§ **Material provided**:
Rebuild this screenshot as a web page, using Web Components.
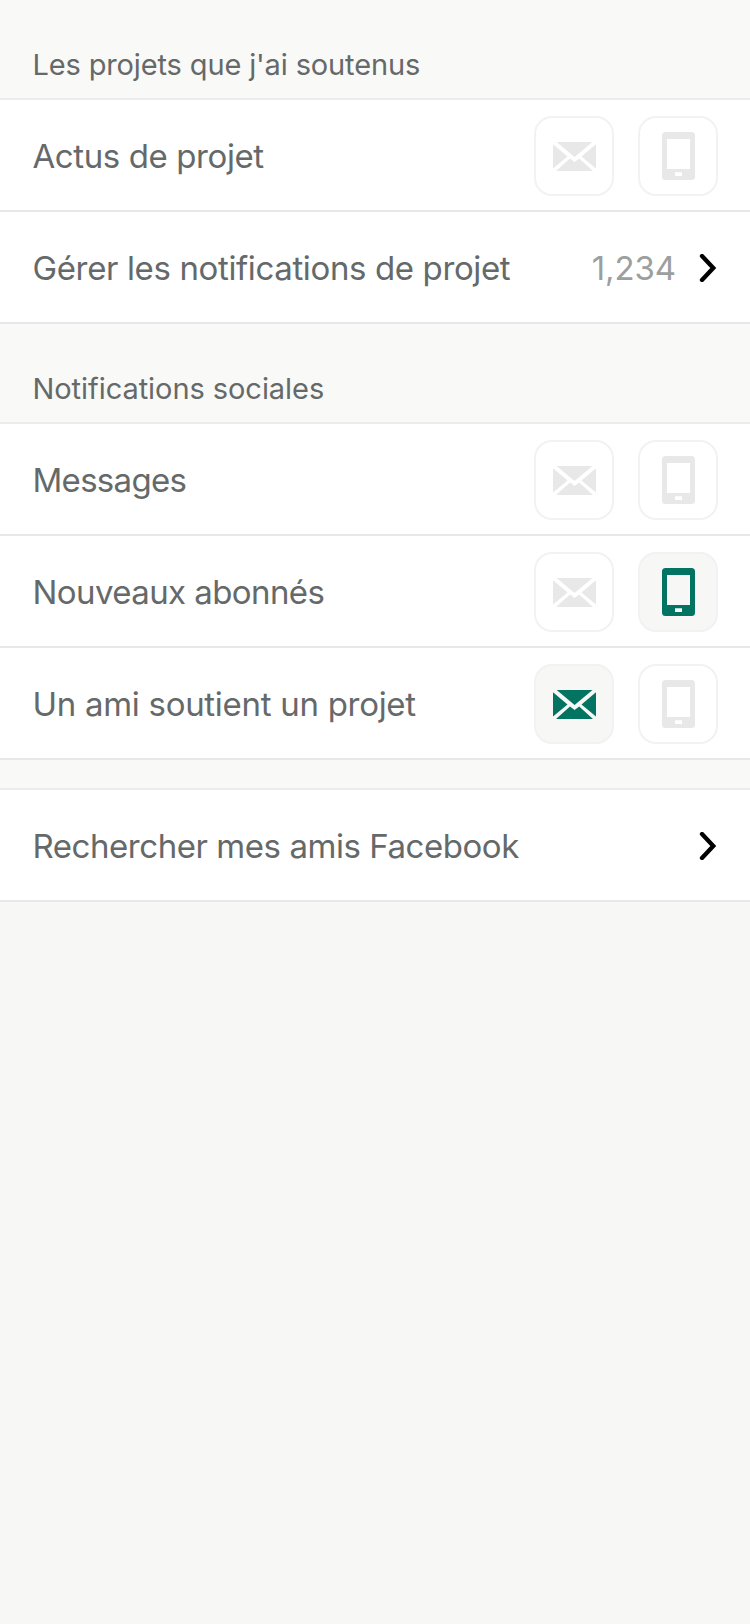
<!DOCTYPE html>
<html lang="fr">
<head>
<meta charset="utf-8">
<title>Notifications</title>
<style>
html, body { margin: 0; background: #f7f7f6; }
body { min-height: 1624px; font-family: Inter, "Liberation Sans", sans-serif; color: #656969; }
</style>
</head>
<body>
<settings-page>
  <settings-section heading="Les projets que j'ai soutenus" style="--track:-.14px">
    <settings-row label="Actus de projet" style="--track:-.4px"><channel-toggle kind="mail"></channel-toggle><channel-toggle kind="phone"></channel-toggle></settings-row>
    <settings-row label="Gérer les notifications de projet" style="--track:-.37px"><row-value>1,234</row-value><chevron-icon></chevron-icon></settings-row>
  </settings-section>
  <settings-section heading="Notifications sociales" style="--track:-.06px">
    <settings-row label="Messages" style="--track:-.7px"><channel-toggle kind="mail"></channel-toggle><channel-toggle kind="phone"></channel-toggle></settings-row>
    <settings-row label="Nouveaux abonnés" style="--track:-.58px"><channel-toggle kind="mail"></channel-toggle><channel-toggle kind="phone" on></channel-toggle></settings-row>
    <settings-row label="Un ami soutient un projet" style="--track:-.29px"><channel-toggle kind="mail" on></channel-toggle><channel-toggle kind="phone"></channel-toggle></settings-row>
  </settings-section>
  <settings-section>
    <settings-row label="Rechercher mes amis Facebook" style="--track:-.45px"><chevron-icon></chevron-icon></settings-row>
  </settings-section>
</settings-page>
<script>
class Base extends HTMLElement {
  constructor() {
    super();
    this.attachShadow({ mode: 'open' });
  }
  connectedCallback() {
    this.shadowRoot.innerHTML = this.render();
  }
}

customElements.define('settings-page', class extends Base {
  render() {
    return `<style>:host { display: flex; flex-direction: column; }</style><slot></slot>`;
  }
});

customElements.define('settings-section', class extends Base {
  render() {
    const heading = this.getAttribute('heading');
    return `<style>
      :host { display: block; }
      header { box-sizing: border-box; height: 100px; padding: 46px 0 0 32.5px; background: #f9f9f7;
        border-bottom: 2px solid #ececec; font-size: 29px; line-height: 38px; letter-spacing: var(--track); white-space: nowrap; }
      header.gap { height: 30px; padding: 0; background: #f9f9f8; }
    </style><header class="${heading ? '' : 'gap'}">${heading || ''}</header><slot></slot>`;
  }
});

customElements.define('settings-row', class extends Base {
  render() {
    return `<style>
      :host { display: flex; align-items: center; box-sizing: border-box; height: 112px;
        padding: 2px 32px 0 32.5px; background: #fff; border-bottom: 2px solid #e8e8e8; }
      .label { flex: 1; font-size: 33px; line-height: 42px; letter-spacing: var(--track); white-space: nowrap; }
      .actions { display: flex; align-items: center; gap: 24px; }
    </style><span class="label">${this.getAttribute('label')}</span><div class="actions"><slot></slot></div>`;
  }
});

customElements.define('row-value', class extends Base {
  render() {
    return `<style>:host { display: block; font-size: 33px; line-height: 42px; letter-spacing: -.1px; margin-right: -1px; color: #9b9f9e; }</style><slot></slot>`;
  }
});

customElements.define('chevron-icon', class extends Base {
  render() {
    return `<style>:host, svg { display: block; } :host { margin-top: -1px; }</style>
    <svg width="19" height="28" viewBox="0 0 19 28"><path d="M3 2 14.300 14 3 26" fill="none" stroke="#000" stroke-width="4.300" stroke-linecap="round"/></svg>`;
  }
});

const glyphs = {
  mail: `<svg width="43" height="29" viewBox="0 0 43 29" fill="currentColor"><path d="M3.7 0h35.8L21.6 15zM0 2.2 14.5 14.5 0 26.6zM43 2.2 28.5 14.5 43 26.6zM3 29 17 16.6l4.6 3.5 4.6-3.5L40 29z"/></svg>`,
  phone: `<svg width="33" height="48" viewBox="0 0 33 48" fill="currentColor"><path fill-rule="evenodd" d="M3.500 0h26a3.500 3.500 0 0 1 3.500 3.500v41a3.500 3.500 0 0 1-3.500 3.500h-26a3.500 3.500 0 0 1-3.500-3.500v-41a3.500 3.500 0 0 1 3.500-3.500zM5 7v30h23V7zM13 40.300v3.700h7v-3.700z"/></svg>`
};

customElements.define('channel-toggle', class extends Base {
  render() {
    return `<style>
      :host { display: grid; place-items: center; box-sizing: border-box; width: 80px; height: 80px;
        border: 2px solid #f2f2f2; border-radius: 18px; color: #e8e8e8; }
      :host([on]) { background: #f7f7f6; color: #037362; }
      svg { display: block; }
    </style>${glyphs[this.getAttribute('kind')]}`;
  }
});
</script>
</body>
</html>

§ **Set exercise**:
Every line of text is to be repeated exactly; pictures are left out.

§ **Solution to the problem**:
Rebuild this screenshot as a web page, using Web Components.
<!DOCTYPE html>
<html lang="fr">
<head>
<meta charset="utf-8">
<title>Notifications</title>
<style>
html, body { margin: 0; background: #f7f7f6; }
body { min-height: 1624px; font-family: Inter, "Liberation Sans", sans-serif; color: #656969; }
</style>
</head>
<body>
<settings-page>
  <settings-section heading="Les projets que j'ai soutenus" style="--track:-.14px">
    <settings-row label="Actus de projet" style="--track:-.4px"><channel-toggle kind="mail"></channel-toggle><channel-toggle kind="phone"></channel-toggle></settings-row>
    <settings-row label="Gérer les notifications de projet" style="--track:-.37px"><row-value>1,234</row-value><chevron-icon></chevron-icon></settings-row>
  </settings-section>
  <settings-section heading="Notifications sociales" style="--track:-.06px">
    <settings-row label="Messages" style="--track:-.7px"><channel-toggle kind="mail"></channel-toggle><channel-toggle kind="phone"></channel-toggle></settings-row>
    <settings-row label="Nouveaux abonnés" style="--track:-.58px"><channel-toggle kind="mail"></channel-toggle><channel-toggle kind="phone" on></channel-toggle></settings-row>
    <settings-row label="Un ami soutient un projet" style="--track:-.29px"><channel-toggle kind="mail" on></channel-toggle><channel-toggle kind="phone"></channel-toggle></settings-row>
  </settings-section>
  <settings-section>
    <settings-row label="Rechercher mes amis Facebook" style="--track:-.45px"><chevron-icon></chevron-icon></settings-row>
  </settings-section>
</settings-page>
<script>
class Base extends HTMLElement {
  constructor() {
    super();
    this.attachShadow({ mode: 'open' });
  }
  connectedCallback() {
    this.shadowRoot.innerHTML = this.render();
  }
}

customElements.define('settings-page', class extends Base {
  render() {
    return `<style>:host { display: flex; flex-direction: column; }</style><slot></slot>`;
  }
});

customElements.define('settings-section', class extends Base {
  render() {
    const heading = this.getAttribute('heading');
    return `<style>
      :host { display: block; }
      header { box-sizing: border-box; height: 100px; padding: 46px 0 0 32.5px; background: #f9f9f7;
        border-bottom: 2px solid #ececec; font-size: 29px; line-height: 38px; letter-spacing: var(--track); white-space: nowrap; }
      header.gap { height: 30px; padding: 0; background: #f9f9f8; }
    </style><header class="${heading ? '' : 'gap'}">${heading || ''}</header><slot></slot>`;
  }
});

customElements.define('settings-row', class extends Base {
  render() {
    return `<style>
      :host { display: flex; align-items: center; box-sizing: border-box; height: 112px;
        padding: 2px 32px 0 32.5px; background: #fff; border-bottom: 2px solid #e8e8e8; }
      .label { flex: 1; font-size: 33px; line-height: 42px; letter-spacing: var(--track); white-space: nowrap; }
      .actions { display: flex; align-items: center; gap: 24px; }
    </style><span class="label">${this.getAttribute('label')}</span><div class="actions"><slot></slot></div>`;
  }
});

customElements.define('row-value', class extends Base {
  render() {
    return `<style>:host { display: block; font-size: 33px; line-height: 42px; letter-spacing: -.1px; margin-right: -1px; color: #9b9f9e; }</style><slot></slot>`;
  }
});

customElements.define('chevron-icon', class extends Base {
  render() {
    return `<style>:host, svg { display: block; } :host { margin-top: -1px; }</style>
    <svg width="19" height="28" viewBox="0 0 19 28"><path d="M3 2 14.300 14 3 26" fill="none" stroke="#000" stroke-width="4.300" stroke-linecap="round"/></svg>`;
  }
});

const glyphs = {
  mail: `<svg width="43" height="29" viewBox="0 0 43 29" fill="currentColor"><path d="M3.7 0h35.8L21.6 15zM0 2.2 14.5 14.5 0 26.6zM43 2.2 28.5 14.5 43 26.6zM3 29 17 16.6l4.6 3.5 4.6-3.5L40 29z"/></svg>`,
  phone: `<svg width="33" height="48" viewBox="0 0 33 48" fill="currentColor"><path fill-rule="evenodd" d="M3.500 0h26a3.500 3.500 0 0 1 3.500 3.500v41a3.500 3.500 0 0 1-3.500 3.500h-26a3.500 3.500 0 0 1-3.500-3.500v-41a3.500 3.500 0 0 1 3.500-3.500zM5 7v30h23V7zM13 40.300v3.700h7v-3.700z"/></svg>`
};

customElements.define('channel-toggle', class extends Base {
  render() {
    return `<style>
      :host { display: grid; place-items: center; box-sizing: border-box; width: 80px; height: 80px;
        border: 2px solid #f2f2f2; border-radius: 18px; color: #e8e8e8; }
      :host([on]) { background: #f7f7f6; color: #037362; }
      svg { display: block; }
    </style>${glyphs[this.getAttribute('kind')]}`;
  }
});
</script>
</body>
</html>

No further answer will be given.